The non-negotiable properties: leases with heartbeats (a dead worker's job becomes redeliverable, not lost — and because the run is resumable, redelivery is correct, not a duplicate), bounded worker concurrency (a fixed number of in-flight loops per worker, sized to provider rate limits and memory, not "as many as arrive"), and visibility (queue depth and oldest-message-age are your true load signal — not CPU).

Scale workers off queue depth and age, not CPU. An agent worker is mostly blocked on model and tool latency; CPU stays low while latency explodes. Autoscaling on CPU will under-provision exactly when you are drowning. Alert on oldest-message-age crossing your SLA.

STEP 3

Per-tenant concurrency limits, or one customer is everyone's outage.

A single global queue is a noisy-neighbor incident waiting to happen: one tenant submitting 5,000 runs starves every other tenant and burns the shared provider rate limit, turning their isolated burst into your platform-wide latency spike. You need fairness, enforced as a per-tenant in-flight cap, not just a global one.

# fair dispatch: cap concurrent runs per tenant
def dispatchable(job):
    inflight = counter.get("inflight", job.tenant)
    cap = plan_limit(job.tenant)        # e.g. free=2, pro=20
    if inflight >= cap:
        queue.requeue(job, delay=backoff)  # yield, don't drop
        return False
    counter.incr("inflight", job.tenant)
    return True

Implement this as work-stealing across per-tenant sub-queues, or a global queue with an admission gate as above. The cap is a product decision (plan tiers) and a safety device: it bounds the blast radius of one tenant's runaway loop (see incident-response-for-agents).

STEP 4

Statefulness is the real scaling tax — pay it with the journal.

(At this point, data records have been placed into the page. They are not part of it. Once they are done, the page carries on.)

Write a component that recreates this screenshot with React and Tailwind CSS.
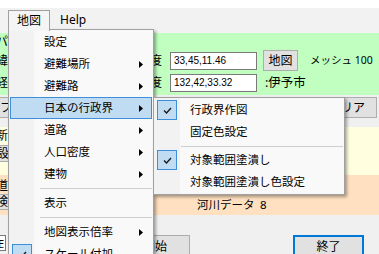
import React from "react";

const Check = () => (
  <span className="ml-[1px] w-[20px] h-[20px] bg-[#c0dcf3] border border-[#3d8fd9] flex items-center justify-center shrink-0">
    <svg width="9" height="7" viewBox="0 0 9 7">
      <path d="M1 3.5 L3.5 6 L8 1" fill="none" stroke="#1a1a1a" strokeWidth="1.4" />
    </svg>
  </span>
);

const Arrow = () => (
  <svg width="4" height="7" viewBox="0 0 4 7" className="ml-auto mr-[8px] shrink-0">
    <path d="M0 0 L4 3.5 L0 7 Z" fill="#000" />
  </svg>
);

const mainItems = [
  { t: "設定" },
  { t: "避難場所", sub: true },
  { t: "避難路", sub: true },
  { t: "日本の行政界", sub: true, hot: true },
  { t: "道路", sub: true },
  { t: "人口密度", sub: true },
  { t: "建物", sub: true },
  { sep: true },
  { t: "表示" },
  { sep: true },
  { t: "地図表示倍率", sub: true },
  { t: "スケール付加", check: true },
];

const subItems = [
  { t: "行政界作図", check: true },
  { t: "固定色設定" },
  { sep: true },
  { t: "対象範囲塗潰し", check: true },
  { t: "対象範囲塗潰し色設定" },
];

function MenuItem({ item, textGap }) {
  return (
    <div
      className={`h-[22px] flex items-center border text-[11.5px] leading-none text-black ${
        item.hot ? "bg-[#c0dcf3] border-[#3d8fd9]" : "border-transparent"
      }`}
    >
      {item.check ? <Check /> : <span className="w-[21px] shrink-0" />}
      <span className={textGap}>{item.t}</span>
      {item.sub && <Arrow />}
    </div>
  );
}

export default function App() {
  return (
    <div className="w-[379px] h-[254px] relative overflow-hidden bg-[#f0f0f0] font-['Noto_Sans','Noto_Sans_CJK_JP',sans-serif] text-black">
      <div className="h-[8px] bg-white" />

      {/* menu bar */}
      <div className="h-[25px] flex items-start pt-[2px] bg-[#f2f2f2]">
        <div className="relative z-20 ml-[8px] w-[42px] h-[21px] border border-b-0 border-[#a0a0a0] bg-[#f5f5f5] flex items-center justify-center text-[12px] leading-none">
          地図
        </div>
        <div className="ml-[10px] h-[20px] flex items-center text-[12px] leading-none">
          Help
        </div>
      </div>

      {/* green search panel */}
      <div className="h-[62px] bg-[#c0ffc0] flex flex-col">
        <div className="h-[17px] flex items-center -ml-[4px] text-[12px] leading-none">
          パラメータ
        </div>
        <div className="h-[21px] flex items-center">
          <div className="w-[166px] -ml-[4px] flex justify-between text-[12px] leading-none">
            <span>緯度</span>
            <span>緯度</span>
          </div>
          <div className="ml-[8px] w-[87px] h-[18px] bg-white border border-[#7a7a7a] pl-[3px] flex items-center font-['Liberation_Sans',sans-serif] text-[10px] leading-none">
            33,45,11.46
          </div>
          <div className="ml-[6px] w-[35px] h-[21px] bg-[#e1e1e1] border border-[#adadad] flex items-center justify-center text-[12px] leading-none">
            地図
          </div>
          <div className="ml-[12px] text-[10.5px] leading-none">メッシュ 100</div>
        </div>
        <div className="mt-[3px] h-[18px] flex items-center">
          <div className="w-[166px] -ml-[4px] flex justify-between text-[12px] leading-none">
            <span>経度</span>
            <span>経度</span>
          </div>
          <div className="ml-[8px] w-[87px] h-[18px] bg-white border border-[#7a7a7a] pl-[3px] flex items-center font-['Liberation_Sans',sans-serif] text-[10px] leading-none">
            132,42,33.32
          </div>
          <div className="ml-[8px] text-[12.5px] leading-none">:伊予市</div>
        </div>
      </div>

      {/* button row */}
      <div className="h-[32px] pt-[2px] flex items-start">
        <div className="-ml-[6px] w-[80px] h-[21px] bg-[#e1e1e1] border border-[#adadad] pl-[5px] flex items-center text-[12px] leading-none">
          ファイル
        </div>
        <div className="ml-auto mr-[2px] w-[60px] h-[21px] bg-[#e1e1e1] border border-[#adadad] flex items-center justify-center text-[12px] leading-none">
          クリア
        </div>
      </div>

      {/* yellow panel */}
      <div className="h-[48px] bg-[#ffffe0] flex flex-col">
        <div className="h-[18px] -ml-[4px] flex items-center text-[12px] leading-none">新規</div>
        <div className="h-[17px] w-[60px] -ml-[6px] bg-[#e1e1e1] border border-[#adadad] pl-[2px] flex items-center text-[12px] leading-none">
          設定
        </div>
      </div>

      {/* peach panel */}
      <div className="h-[40px] bg-[#ffe0c0] flex">
        <div className="w-[60px] -ml-[4px] flex flex-col pt-[3px]">
          <div className="h-[16px] flex items-center text-[12px] leading-none">道路</div>
          <div className="h-[16px] w-[60px] -ml-[2px] bg-[#e1e1e1] border border-[#adadad] pl-[1px] flex items-center text-[12px] leading-none">
            検索
          </div>
        </div>
        <div className="ml-[141px] pt-[7px] flex flex-col text-[11.5px] leading-none">
          <div className="h-[15px] flex items-center">
            <span className="w-[63px]">道路データ</span>
            <span>441</span>
          </div>
          <div className="h-[15px] flex items-center">
            <span className="w-[63px]">河川データ</span>
            <span>8</span>
          </div>
        </div>
      </div>

      {/* bottom */}
      <div className="pt-[20px] flex items-start">
        <div className="-ml-[14px] w-[20px] h-[16px] bg-white border border-[#7a7a7a] flex items-center justify-end pr-[1px] text-[11px] leading-none">
          E
        </div>
        <div className="ml-[114px] w-[70px] h-[24px] bg-[#e1e1e1] border border-[#adadad] flex items-center justify-center text-[12px] leading-none">
          開始
        </div>
        <div className="ml-[103px] w-[71px] h-[24px] bg-[#e1e1e1] border-2 border-[#0078d7] flex items-center justify-center text-[12px] leading-none">
          終了
        </div>
      </div>

      {/* dropdown menu */}
      <div className="absolute z-10 left-[8px] top-[29px] w-[146px] h-[240px] bg-[#f9f9f9] border border-[#a0a0a0] p-px shadow-[2px_2px_3px_rgba(0,0,0,0.35)]">
        <div className="absolute left-0 top-0 bottom-0 w-[25px] bg-[#f2f2f2]" />
        <div className="relative">
          {mainItems.map((item, i) =>
            item.sep ? (
              <div key={i} className="h-[7px] flex items-center pl-[30px]">
                <div className="h-px w-full bg-[#cfcfcf]" />
              </div>
            ) : (
              <MenuItem key={i} item={item} textGap="ml-[12px]" />
            )
          )}
        </div>
      </div>

      {/* submenu */}
      <div className="absolute z-30 left-[153px] top-[97px] w-[192px] bg-[#f9f9f9] border border-[#a0a0a0] p-px shadow-[2px_2px_3px_rgba(0,0,0,0.35)]">
        <div className="absolute left-0 top-0 bottom-0 w-[26px] bg-[#f2f2f2]" />
        <div className="relative">
          {subItems.map((item, i) =>
            item.sep ? (
              <div key={i} className="h-[6px] flex items-center pl-[26px]">
                <div className="h-px w-full bg-[#cfcfcf]" />
              </div>
            ) : (
              <MenuItem key={i} item={item} textGap="ml-[13px]" />
            )
          )}
        </div>
      </div>
    </div>
  );
}
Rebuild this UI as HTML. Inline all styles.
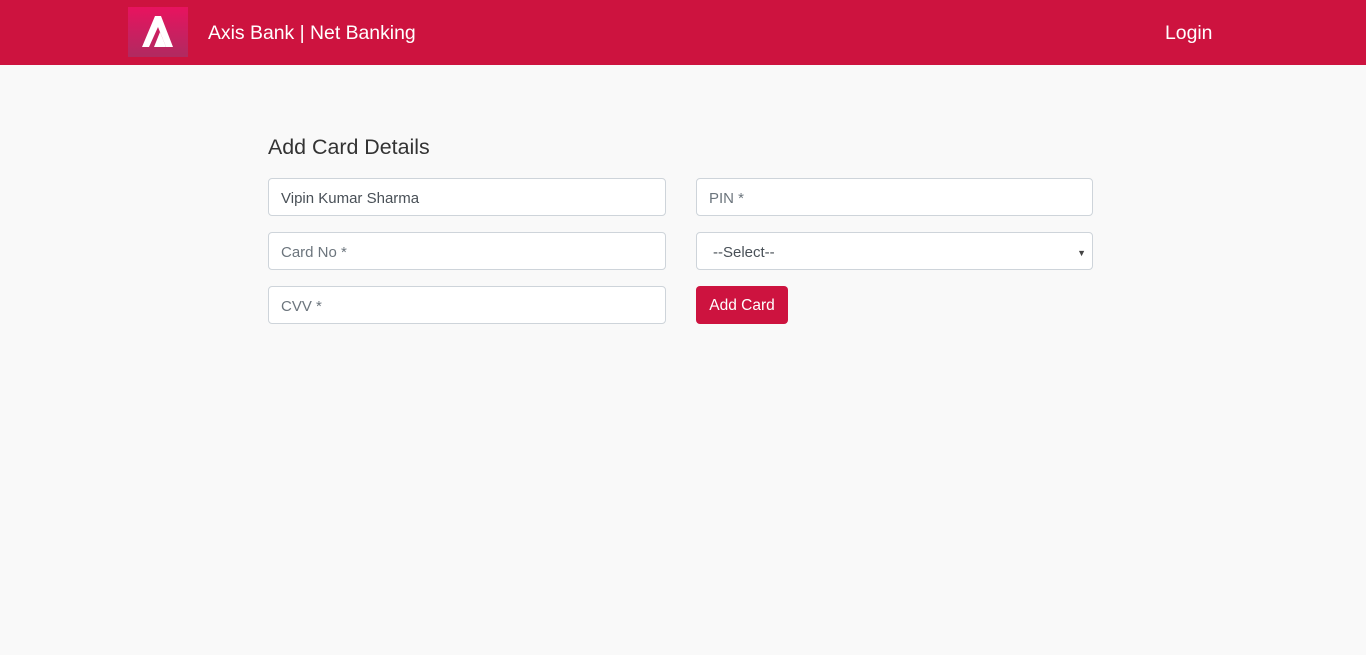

Horizontal scaling is trivial for stateless services and hard for agents because an agent loop has state: plan, history, scratchpad. The trap is keeping that state in worker memory, which sticks a run to a pod and makes every restart a data loss. The discipline that buys horizontal scale: workers are stateless; the journal is the state. Any worker can pick up any run by replaying its journal. That single decision converts agents from sticky, un-rebalanceable workloads into fungible jobs you can autoscale, drain, and bin-pack like anything else.

In-memory caches for "the conversation so far" are the most common scaling regression. They work in dev (one process), pass review, and then sticky-route every run, defeat autoscaling, and lose state on deploy. If it must survive a process, it lives in the journal — not a process-local dict.

STEP 5

Fan-out is a cost multiplier with no natural backpressure.

Multi-agent and parallel-subtask patterns spawn N children per parent. The arithmetic is unforgiving: a top-level agent that fans out to 8 researchers, each making 15 model calls, is 120 calls for one user request — and a recursive planner that fans out at each level is exponential. Fan-out has no built-in backpressure: nothing stops a planner from deciding it needs 200 sub-agents.

Bound the fan-out factor structurally (max children per node) and the recursion depth — both as hard runtime limits, not prompt requests the model can ignore.
Charge children against the parent's budget, not a fresh budget each, so fan-out depletes a shared per-task ceiling (see cost-control-in-the-loop).
Enqueue children as jobs through the same fair dispatcher — so 200 sub-agents queue behind the per-tenant cap instead of all hitting the provider at once.

STEP 6

When a queue is the wrong tool.

Queues add latency (enqueue, lease, poll) and operational surface (dead-letter handling, redelivery semantics, the polling API). A genuinely interactive agent where the human is staring at the screen waiting for a 4-second reply should stream synchronously — a queue there just adds a second of dead air for no durability the user cares about. The architecture in this essay earns its complexity when runs are long, bursty, or fanned-out. Use a queue when work outlives the requester's attention span; stream when it does not — and never block a request thread on a loop that can outlive the load balancer's timeout.